E é que não havia “rabo de saia” que escapasse às suas “orações”, incluindo irmãs, uma tia e a própria mãe.

Um escândalo tal que, para além da excomunhão este homem mereceria arder no recôndito dos infernos para gáudio do Belzebu em pessoa, ou em espírito.

Aos 62 anos, o prior de Trancoso, vê os seus atos travados e julgados, tendo sido condenado a ser degredado (e esta parte da história é real já que os documentos podem ser encontrados na Torre do Tombo) de suas ordens e arrastado pelas ruas públicas nos rabos dos cavalos, esquartejado o seu corpo e postos os quartos, cabeça e mãos em diferentes distritos, numa morte que deveria ter servido de exemplo tamanha fora a sua ofensa a deus e aos homens.

Acusado de ter dormido com vinte e nove afilhadas e tendo delas noventa e sete filhas e trinta e sete filhos, de cinco irmãs teve dezoito filhas, de nove comadres teve trinta e oito filhos e dezoito filhas, de sete amas teve vinte e nove filhos e cinco filhas, de duas escravas teve vinte e um filhos e sete filhas.

Dormiu com uma tia, Ana da Cunha, de quem teve três filhas, da própria mãe teve dois filhos.

Um total de duzentos e setenta e cinco, sendo cento e quarenta e oito do sexo feminino e cento e vinte e sete do sexo masculino.

Esta é uma história capaz de fazer corar as pedras da calçada.

Um escândalo para a época, ou para qualquer época diga-se. Seria de supor que perante tamanha desfaçatez, vergonha e libertinagem, a sentença fosse aplicada o quanto antes.

Pois não foi.

Estávamos nos finais do século XV, numa terra nos recônditos da nação governada por El Rei D. João II, o “Príncipe Perfeito”, cognome atribuído pela forma como exerceu o poder, e digamos que para Francisco Costa, este Rei caiu-lhe na perfeição já que pelas mãos dele viu a sua sentença ser anulada.

E aqui pensamos: “ora o Rei era chamado de Príncipe Perfeito pela forma como governava, foi piedoso e não quis que o homem morresse, numa espécie de pensamento modernista abolidor de mortes por tortura e em asta pública”, pois não foi bem esse o motivo. A razão que levou El Rei D. Joao II a “perdoar” os vis atos do Padre foi mais sui generis.

Francisco Costa, Abade de Trancoso, foi perdoado e mandado em liberdade aos dezassete dias do mês de março de 1487, com o fundamento de, vejam só, ajudar a povoar esta região da Beira Alta, tão despovoada no tempo.
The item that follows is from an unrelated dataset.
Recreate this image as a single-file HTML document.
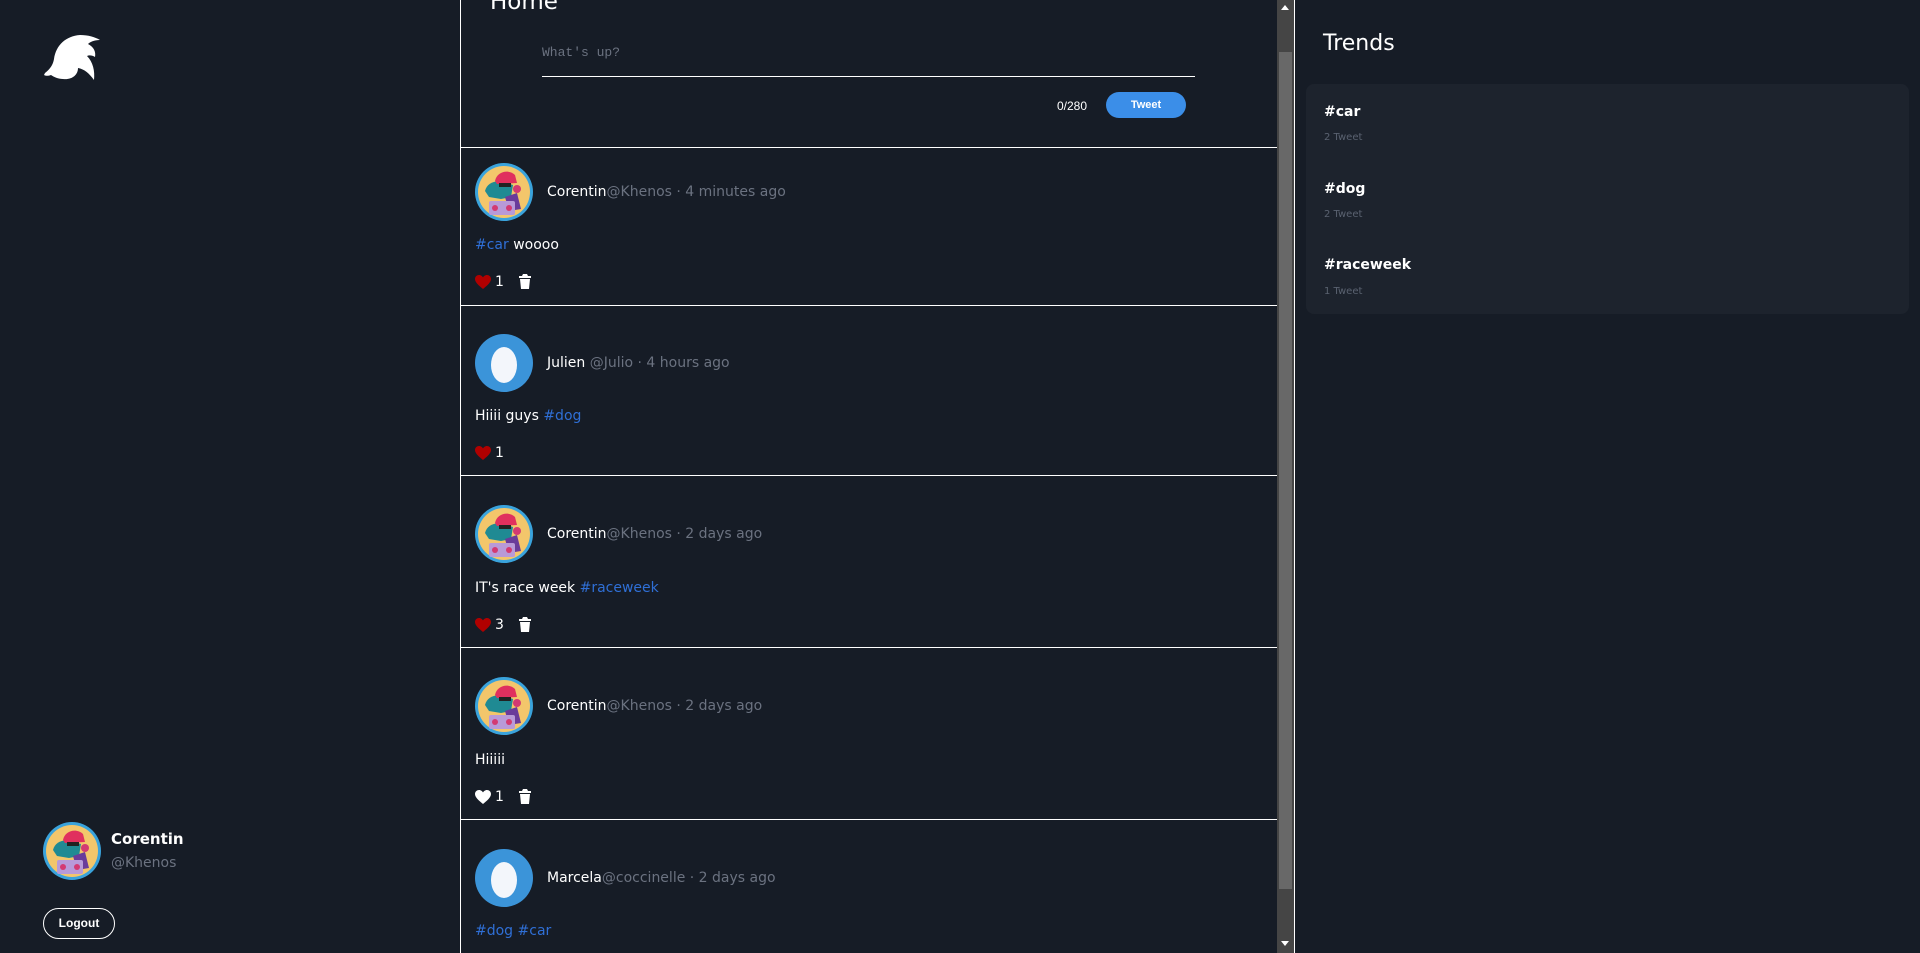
<!DOCTYPE html>
<html><head><meta charset="utf-8"><style>
*{box-sizing:border-box;margin:0;padding:0}
body{width:1920px;height:953px;overflow:hidden;background:#161c26;font-family:"DejaVu Sans","Liberation Sans",sans-serif;color:#fff;position:relative}
.abs{position:absolute}
.left{left:0;top:0;width:460px;height:953px}
.center{left:460px;top:0;width:817px;height:953px;border-left:1px solid #fff}
.sb{left:1277px;top:0;width:17px;height:953px;background:#454545}
.thumb{left:1279px;top:52px;width:13px;height:837px;background:#686868}
.rborder{left:1294px;top:0;width:1px;height:953px;background:#fff}
.sep{position:absolute;left:461px;width:816px;height:1px;background:#fff}
.name{font-size:14px;color:#fff}
.muted{color:#6b7280}
.tag{color:#2f6fd6}
.txt{font-size:14px}
.cnt{font-size:14px}
</style></head><body>
<div class="abs left">
<svg class="abs" style="left:44px;top:35px" width="57" height="46" viewBox="0 0 57 46"><path fill="#fff" d="M1 38 C6 34 9 30 10 24 C12 10 22 1 36 0 C44 0 51 2 56 5 C50 5 46 7 44 9 C50 12 52 17 51 22 C48 20 45 20 43 21 C49 27 51 36 50 45 C45 38 40 34 34 33 C34 40 28 45 19 44 C14 44 10 42 7 40 C4 41 2 41 0 40 Z"/></svg>
<svg class="abs" style="left:43px;top:822px" width="58" height="58" viewBox="0 0 58 58"><use href="#av"/></svg>
<div class="abs" style="left:111px;top:830px;font-size:15px;font-weight:bold">Corentin</div>
<div class="abs muted" style="left:111px;top:855px;font-size:14px">@Khenos</div>
<div class="abs" style="left:43px;top:908px;width:72px;height:31px;border:1px solid #fff;border-radius:16px;font-family:'Liberation Sans',sans-serif;font-weight:bold;font-size:12px;text-align:center;line-height:29px">Logout</div>
</div>
<svg width="0" height="0" style="position:absolute"><defs>
<g id="av"><circle cx="29" cy="29" r="29" fill="#3aa3dc"/><circle cx="29" cy="29" r="26" fill="#f3c66b"/>
<path d="M10 28 C12 20 20 17 28 19 L38 22 L36 34 L26 36 L14 34 Z" fill="#1f8a93"/>
<path d="M20 18 C22 8 34 6 40 12 L42 20 L22 21 Z" fill="#e0305e"/>
<rect x="24" y="20" width="12" height="4" fill="#222"/>
<circle cx="42" cy="26" r="4" fill="#d33a72"/>
<path d="M30 34 L42 30 L46 46 L34 48 Z" fill="#6a3b9a"/>
<rect x="14" y="38" width="26" height="14" rx="2" fill="#b89ad8"/>
<circle cx="20" cy="45" r="3" fill="#d33a72"/><circle cx="34" cy="45" r="3" fill="#d33a72"/></g>
<g id="egg"><circle cx="29" cy="29" r="29" fill="#3b94d9"/><ellipse cx="29" cy="31" rx="13" ry="18" fill="#f3f6fb"/></g>
<path id="heart" d="M8 14 C3 10 0 7 0 4 C0 1.5 2 0 4 0 C6 0 7.2 1.2 8 2.4 C8.8 1.2 10 0 12 0 C14 0 16 1.5 16 4 C16 7 13 10 8 14Z"/>
<path id="trash" d="M1 2 H4 L5 0 H9 L10 2 H13 V4 H1 Z M2 5 H12 L11 15 H3 Z" fill="#fff"/>
</defs></svg>

<div class="abs center">
<div class="abs" style="left:29px;top:-11px;font-size:23px">Home</div>
<div class="abs muted" style="left:81px;top:45px;font-family:'Liberation Mono',monospace;font-size:13px">What's up?</div>
<div class="abs" style="left:81px;top:76px;width:653px;height:1px;background:#fff"></div>
<div class="abs" style="left:596px;top:99px;font-size:12px;font-family:'Liberation Sans',sans-serif">0/280</div>
<div class="abs" style="left:645px;top:92px;width:80px;height:26px;border-radius:13px;background:#3b8ee8;font-family:'Liberation Sans',sans-serif;font-weight:bold;font-size:11px;text-align:center;line-height:26px">Tweet</div>
</div>
<div class="sep" style="top:147px"></div>
<div class="sep" style="top:305px"></div>
<div class="sep" style="top:475px"></div>
<div class="sep" style="top:647px"></div>
<div class="sep" style="top:819px"></div>

<svg class="abs" style="left:475px;top:163px" width="58" height="58"><use href="#av"/></svg>
<div class="abs name" style="left:547px;top:184px">Corentin<span class="muted">@Khenos · 4 minutes ago</span></div>
<div class="abs txt" style="left:475px;top:237px"><span class="tag">#car</span> woooo</div>
<svg class="abs" style="left:475px;top:275px" width="16" height="14"><use href="#heart" fill="#b00000"/></svg>
<div class="abs cnt" style="left:495px;top:274px">1</div>
<svg class="abs" style="left:518px;top:274px" width="14" height="15"><use href="#trash"/></svg>

<svg class="abs" style="left:475px;top:334px" width="58" height="58"><use href="#egg"/></svg>
<div class="abs name" style="left:547px;top:355px">Julien <span class="muted">@Julio · 4 hours ago</span></div>
<div class="abs txt" style="left:475px;top:408px">Hiiii guys <span class="tag">#dog</span></div>
<svg class="abs" style="left:475px;top:446px" width="16" height="14"><use href="#heart" fill="#b00000"/></svg>
<div class="abs cnt" style="left:495px;top:445px">1</div>

<svg class="abs" style="left:475px;top:505px" width="58" height="58"><use href="#av"/></svg>
<div class="abs name" style="left:547px;top:526px">Corentin<span class="muted">@Khenos · 2 days ago</span></div>
<div class="abs txt" style="left:475px;top:580px">IT's race week <span class="tag">#raceweek</span></div>
<svg class="abs" style="left:475px;top:618px" width="16" height="14"><use href="#heart" fill="#b00000"/></svg>
<div class="abs cnt" style="left:495px;top:617px">3</div>
<svg class="abs" style="left:518px;top:617px" width="14" height="15"><use href="#trash"/></svg>

<svg class="abs" style="left:475px;top:677px" width="58" height="58"><use href="#av"/></svg>
<div class="abs name" style="left:547px;top:698px">Corentin<span class="muted">@Khenos · 2 days ago</span></div>
<div class="abs txt" style="left:475px;top:752px">Hiiiii</div>
<svg class="abs" style="left:475px;top:790px" width="16" height="14"><use href="#heart" fill="#fff"/></svg>
<div class="abs cnt" style="left:495px;top:789px">1</div>
<svg class="abs" style="left:518px;top:789px" width="14" height="15"><use href="#trash"/></svg>

<svg class="abs" style="left:475px;top:849px" width="58" height="58"><use href="#egg"/></svg>
<div class="abs name" style="left:547px;top:870px">Marcela<span class="muted">@coccinelle · 2 days ago</span></div>
<div class="abs txt" style="left:475px;top:923px"><span class="tag">#dog #car</span></div>

<div class="abs sb"></div>
<div class="abs thumb"></div>
<div class="abs" style="left:1281px;top:5px;width:0;height:0;border-left:4px solid transparent;border-right:4px solid transparent;border-bottom:5px solid #fff"></div>
<div class="abs" style="left:1281px;top:941px;width:0;height:0;border-left:4px solid transparent;border-right:4px solid transparent;border-top:5px solid #fff"></div>
<div class="abs rborder"></div>

<div class="abs" style="left:1323px;top:31px;font-size:22px">Trends</div>
<div class="abs" style="left:1306px;top:84px;width:603px;height:230px;background:#1d232d;border-radius:8px">
<div class="abs" style="left:18px;top:20px;font-size:14px;font-weight:bold">#car</div>
<div class="abs muted" style="left:18px;top:48px;font-size:10px;color:#5a6270">2 Tweet</div>
<div class="abs" style="left:18px;top:97px;font-size:14px;font-weight:bold">#dog</div>
<div class="abs muted" style="left:18px;top:125px;font-size:10px;color:#5a6270">2 Tweet</div>
<div class="abs" style="left:18px;top:173px;font-size:14px;font-weight:bold">#raceweek</div>
<div class="abs muted" style="left:18px;top:202px;font-size:10px;color:#5a6270">1 Tweet</div>
</div>
</body></html>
Este infame homem saiu em liberdade e tornou-se numa espécie de herói local, é só visitar Trancoso e contar-vos-ão esta história.

Se ele voltou às rezas ou se estes são factos reais, isso não sei, mas tenho para mim que, a ser real esta história, a contagem de filhos feitos em tudo o que mexia não se ficou pelos 275 ou 299!